David Weigel continues to be essential reading every day, but “bleeding heart libertarianism” seems to have morphed into old fashioned non-crazy conservatism these days. That’s not too surprising, given that libertarians are, regardless of the number of holes in their hearts, conservatives. It is all based upon the conceit of their personal power and the delusion that they aren’t entirely dependent upon their communities. See, for example, Weigel’s total whitewash of Paul Ryan’s recent racist remarks, Paul Ryan Accused of Racism for Suggesting That There’s Endemic Poverty in Inner Cities. So I wasn’t shocked when Weigel seemed to take a certain delight in Alex Sink’s defeat to David Jolly in the Florida 13th District special election.

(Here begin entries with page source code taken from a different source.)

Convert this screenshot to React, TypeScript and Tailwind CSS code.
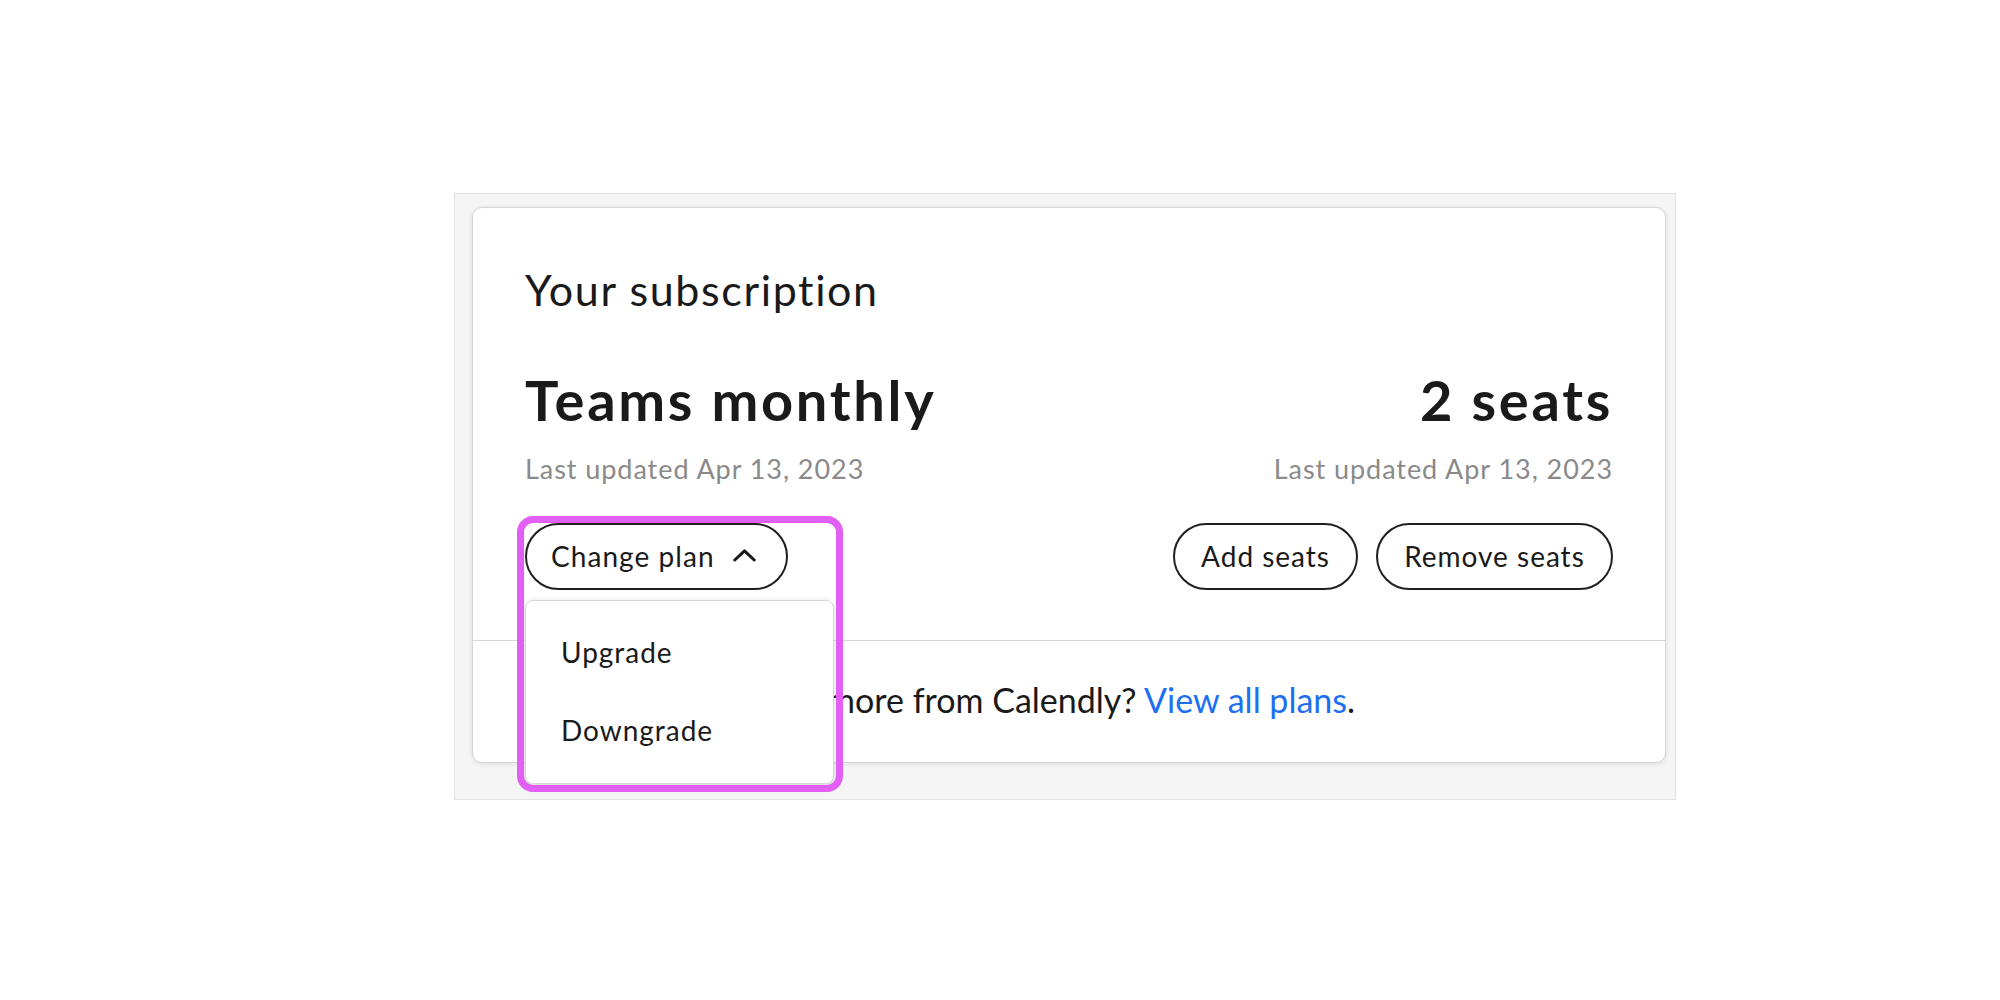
export default function App() {
  return (
    <div className="min-h-[1000px] w-[2000px] bg-white pl-[454px] pt-[193px] font-['Lato',sans-serif] text-[#1a1a1a]">
      <div className="w-[1222px] border border-[#e2e2e2] bg-[#f5f5f5] pb-[36px] pl-[17px] pr-[9px] pt-[13px]">
        <div className="rounded-[10px] border border-[#d6d6d6] bg-white shadow-[0_1px_5px_rgba(0,0,0,0.10)]">
          <div className="px-[52px] pb-[50px] pt-[60px]">
            <h2 className="text-[43px] font-normal leading-none tracking-[0.038em]">Your subscription</h2>
            <div className="mt-[61px] flex justify-between">
              <div>
                <div className="text-[56px] font-bold leading-none tracking-[0.048em]">Teams monthly</div>
                <div className="mt-[27px] text-[27px] leading-none tracking-[0.035em] text-[#8a8a8a]">Last updated Apr 13, 2023</div>
              </div>
              <div className="text-right">
                <div className="text-[56px] font-bold leading-none tracking-[0.048em]">2 seats</div>
                <div className="mt-[27px] text-[27px] leading-none tracking-[0.035em] text-[#8a8a8a]">Last updated Apr 13, 2023</div>
              </div>
            </div>
            <div className="mt-[41px] flex justify-between">
              <div className="relative">
                <button className="flex h-[67px] w-[263px] items-center gap-[18px] rounded-full border-2 border-[#1f1f1f] bg-white pb-[2px] pl-[24px] text-[28px] leading-none tracking-[0.038em] text-[#1a1a1a]">
                  <span>Change plan</span>
                  <svg width="23" height="13" viewBox="0 0 23 13" fill="none">
                    <polyline points="1.8,11 11.5,1.8 21.2,11" stroke="#1a1a1a" strokeWidth="3" strokeLinecap="round" strokeLinejoin="round" />
                  </svg>
                </button>
                <div className="absolute left-0 top-[77px] z-10 h-[184px] w-[309px] rounded-[8px] border border-[#d6d6d6] bg-white pl-[35px] pt-[37px] shadow-[0_2px_8px_rgba(0,0,0,0.12)]">
                  <div className="text-[28px] leading-none tracking-[0.035em] text-[#1a1a1a]">Upgrade</div>
                  <div className="mt-[50px] text-[28px] leading-none tracking-[0.035em] text-[#1a1a1a]">Downgrade</div>
                </div>
                <div className="pointer-events-none absolute left-[-8px] top-[-7px] z-20 h-[276px] w-[326px] rounded-[16px] border-[7px] border-[#e35ef5]" />
              </div>
              <div className="flex gap-[18px]">
                <button className="flex h-[67px] w-[185px] items-center justify-center rounded-full border-2 border-[#1f1f1f] bg-white pb-[2px] text-[28px] leading-none tracking-[0.035em] text-[#1a1a1a]">
                  Add seats
                </button>
                <button className="flex h-[67px] w-[237px] items-center justify-center rounded-full border-2 border-[#1f1f1f] bg-white pb-[2px] text-[28px] leading-none tracking-[0.035em] text-[#1a1a1a]">
                  Remove seats
                </button>
              </div>
            </div>
          </div>
          <div className="border-t border-[#d6d6d6] pb-[45px] pl-[52px] pt-[42px] text-[34px] leading-none text-[#1a1a1a]">
            Looking to get even more from Calendly? <span className="text-[#1d6ff2]">View all plans</span>.
          </div>
        </div>
      </div>
    </div>
  );
}
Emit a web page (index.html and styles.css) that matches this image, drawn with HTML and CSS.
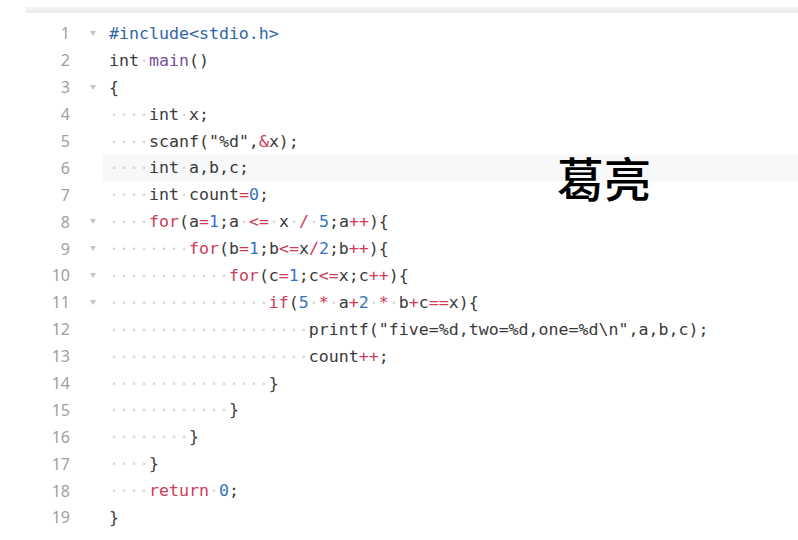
FILE: index.html
```html
<!DOCTYPE html>
<html>
<head>
<meta charset="utf-8">
<link rel="stylesheet" href="styles.css">
</head>
<body>
<div class="topbar"></div>
<div class="editor">
  <div class="row"><span class="ln">1</span><span class="fold"><i class="tri"></i></span><span class="code"><span class="pp">#include&lt;stdio.h&gt;</span></span></div>
  <div class="row"><span class="ln">2</span><span class="fold"></span><span class="code">int<span class="ws">·</span><span class="fn">main</span>()</span></div>
  <div class="row"><span class="ln">3</span><span class="fold"><i class="tri"></i></span><span class="code">{</span></div>
  <div class="row"><span class="ln">4</span><span class="fold"></span><span class="code"><span class="ws">····</span>int<span class="ws">·</span>x;</span></div>
  <div class="row"><span class="ln">5</span><span class="fold"></span><span class="code"><span class="ws">····</span>scanf("%d",<span class="op">&amp;</span>x);</span></div>
  <div class="row active"><span class="ln">6</span><span class="fold"></span><span class="code"><span class="ws">····</span>int<span class="ws">·</span>a,b,c;</span></div>
  <div class="row"><span class="ln">7</span><span class="fold"></span><span class="code"><span class="ws">····</span>int<span class="ws">·</span>count<span class="op">=</span><span class="num">0</span>;</span></div>
  <div class="row"><span class="ln">8</span><span class="fold"><i class="tri"></i></span><span class="code"><span class="ws">····</span><span class="kw">for</span>(a<span class="op">=</span><span class="num">1</span>;a<span class="ws">·</span><span class="op">&lt;=</span><span class="ws">·</span>x<span class="ws">·</span><span class="op">/</span><span class="ws">·</span><span class="num">5</span>;a<span class="op">++</span>){</span></div>
  <div class="row"><span class="ln">9</span><span class="fold"><i class="tri"></i></span><span class="code"><span class="ws">········</span><span class="kw">for</span>(b<span class="op">=</span><span class="num">1</span>;b<span class="op">&lt;=</span>x<span class="op">/</span><span class="num">2</span>;b<span class="op">++</span>){</span></div>
  <div class="row"><span class="ln">10</span><span class="fold"><i class="tri"></i></span><span class="code"><span class="ws">············</span><span class="kw">for</span>(c<span class="op">=</span><span class="num">1</span>;c<span class="op">&lt;=</span>x;c<span class="op">++</span>){</span></div>
  <div class="row"><span class="ln">11</span><span class="fold"><i class="tri"></i></span><span class="code"><span class="ws">················</span><span class="kw">if</span>(<span class="num">5</span><span class="ws">·</span><span class="op">*</span><span class="ws">·</span>a<span class="op">+</span><span class="num">2</span><span class="ws">·</span><span class="op">*</span><span class="ws">·</span>b<span class="op">+</span>c<span class="op">==</span>x){</span></div>
  <div class="row"><span class="ln">12</span><span class="fold"></span><span class="code"><span class="ws">····················</span>printf("five=%d,two=%d,one=%d\n",a,b,c);</span></div>
  <div class="row"><span class="ln">13</span><span class="fold"></span><span class="code"><span class="ws">····················</span>count<span class="op">++</span>;</span></div>
  <div class="row"><span class="ln">14</span><span class="fold"></span><span class="code"><span class="ws">················</span>}</span></div>
  <div class="row"><span class="ln">15</span><span class="fold"></span><span class="code"><span class="ws">············</span>}</span></div>
  <div class="row"><span class="ln">16</span><span class="fold"></span><span class="code"><span class="ws">········</span>}</span></div>
  <div class="row"><span class="ln">17</span><span class="fold"></span><span class="code"><span class="ws">····</span>}</span></div>
  <div class="row"><span class="ln">18</span><span class="fold"></span><span class="code"><span class="ws">····</span><span class="kw">return</span><span class="ws">·</span><span class="num">0</span>;</span></div>
  <div class="row"><span class="ln">19</span><span class="fold"></span><span class="code">}</span></div>
  <div class="name">葛亮</div>
</div>
</body>
</html>
```

FILE: styles.css
```css
html, body {
  margin: 0;
  padding: 0;
  background: #ffffff;
  width: 798px;
  height: 540px;
  overflow: hidden;
}

.topbar {
  margin-top: 7px;
  margin-left: 26px;
  height: 6px;
  background: linear-gradient(#f4f4f4, #ebebeb);
}

.editor {
  position: relative;
  padding-top: 7px;
}

.row {
  display: flex;
  align-items: center;
  height: 26.9px;
}

.ln {
  width: 70px;
  text-align: right;
  font-family: "Noto Sans", "Open Sans", sans-serif;
  font-size: 16px;
  color: #a0a0a0;
}

.fold {
  width: 33px;
  display: flex;
  justify-content: center;
  padding-left: 12px;
  box-sizing: border-box;
}

.tri {
  display: block;
  width: 0;
  height: 0;
  border-left: 3px solid transparent;
  border-right: 3px solid transparent;
  border-top: 5px solid #c4c4c4;
}

.code {
  flex: 1;
  height: 100%;
  display: flex;
  align-items: center;
  padding-left: 6px;
  font-family: "DejaVu Sans Mono", "Liberation Mono", monospace;
  font-size: 16.6px;
  color: #3a3a3a;
  white-space: pre;
}

.active .code {
  background: #f7f8fa;
}

.ws { color: #d4d4d4; }
.pp { color: #2f66a3; }
.fn { color: #7c4ea3; }
.kw { color: #cf3b56; }
.op { color: #cf3b56; }
.num { color: #3373bf; }

.name {
  position: absolute;
  left: 557px;
  top: 140px;
  font-family: "Noto Sans CJK SC", sans-serif;
  font-size: 47px;
  font-weight: 500;
  color: #000000;
  line-height: 1;
}
```
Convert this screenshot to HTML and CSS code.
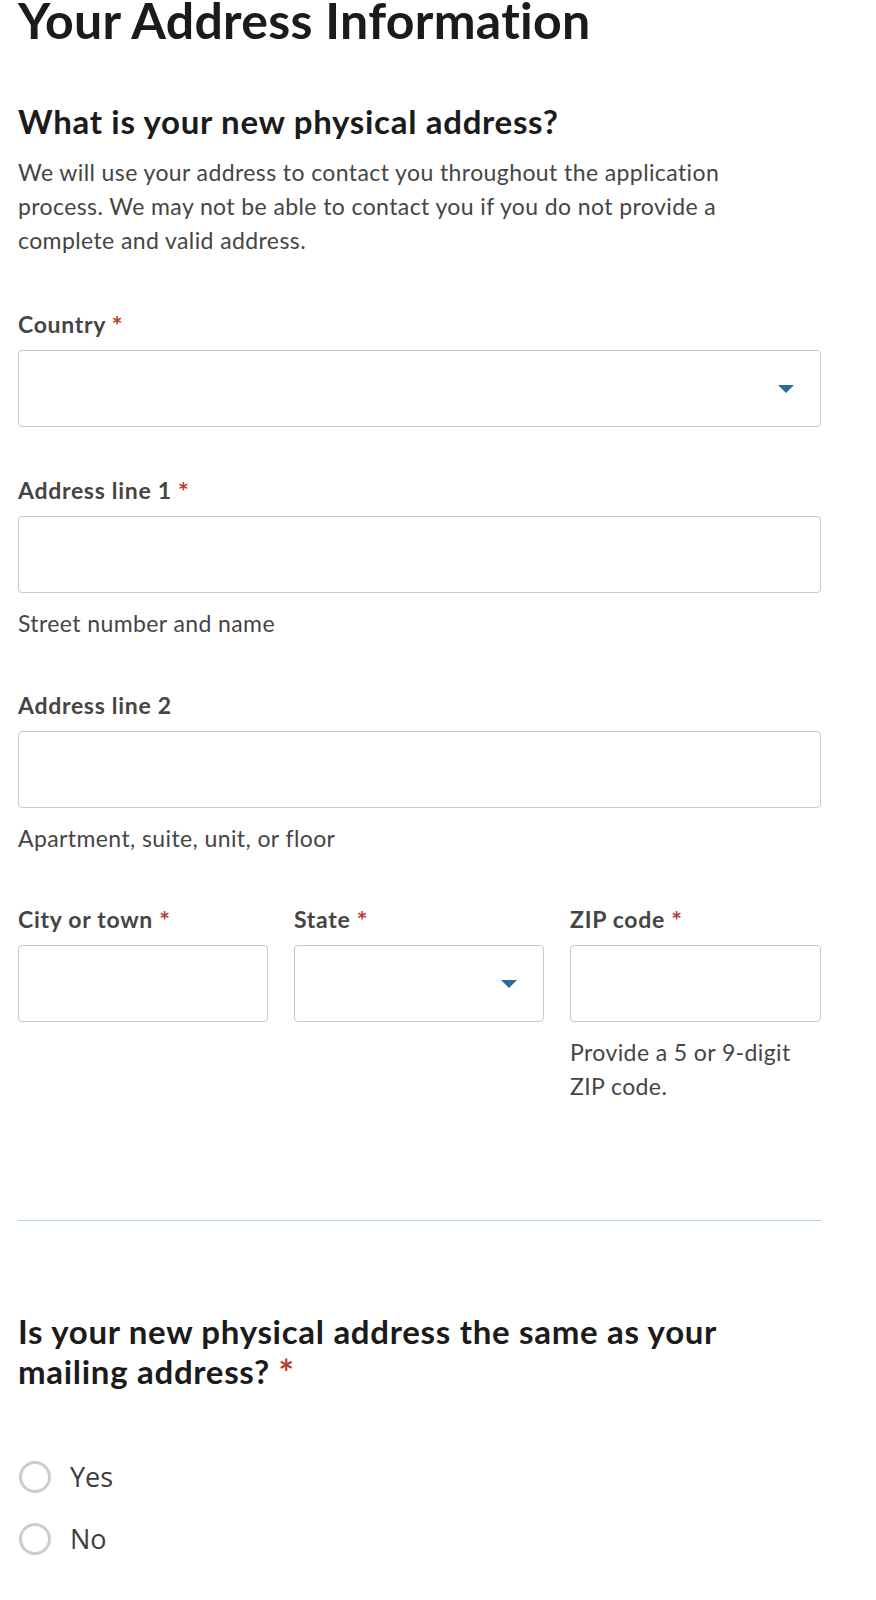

But that doesn’t mean that he isn’t as insightful as ever. Yesterday, he wrote, Hey, Democrats! This Election Will Make You Feel Less Sad About FL-13. Actually, the article itself is a confused jumble. But his point is clear enough: it’s the turnout, stupid. As he noted:
And then he goes on to document a number of elections (Not one!) where the Democrats invested in turnout and won. We liberals have long known this. In fact, I have long argued that turnout is the only thing that matters and that Democrats should stop going after what are mostly mythical “swing” voters.
What did strike me in the article, however, was the tone that Weigel set in talking about this. And this is largely the reason for my tone here. For example, he wrote, “They won… But barely.” It’s a though he is trying to make a larger point that his Republican friends aren’t that unpopular. But they are.
What’s more, he seems to be implying that that Democrats aren’t aware that they have an difficult task getting out their voters in off year and special elections. I would say that the Democrats are doing well when they even make such races competitive. (Weigel pooh-poohs this idea as it relates to the FL-13 election.) All I can think is that Weigel is falling for the recent libertarian rhetoric coming out of the Republican Party these days. And all I can say is, “Good luck with that!” Libertarian rhetoric leads to old fashioned anti-individual conservatism.
But the bottom line is clear enough. The Democrats have to spend a lot more money on turnout. That is the key to Democratic electoral success. And that should be clear to everyone, even libertarians. Because when I was a libertarian, I was painfully aware just how unpopular my philosophy was. It’s nice to now have a political philosophy where I cheer for more people to vote.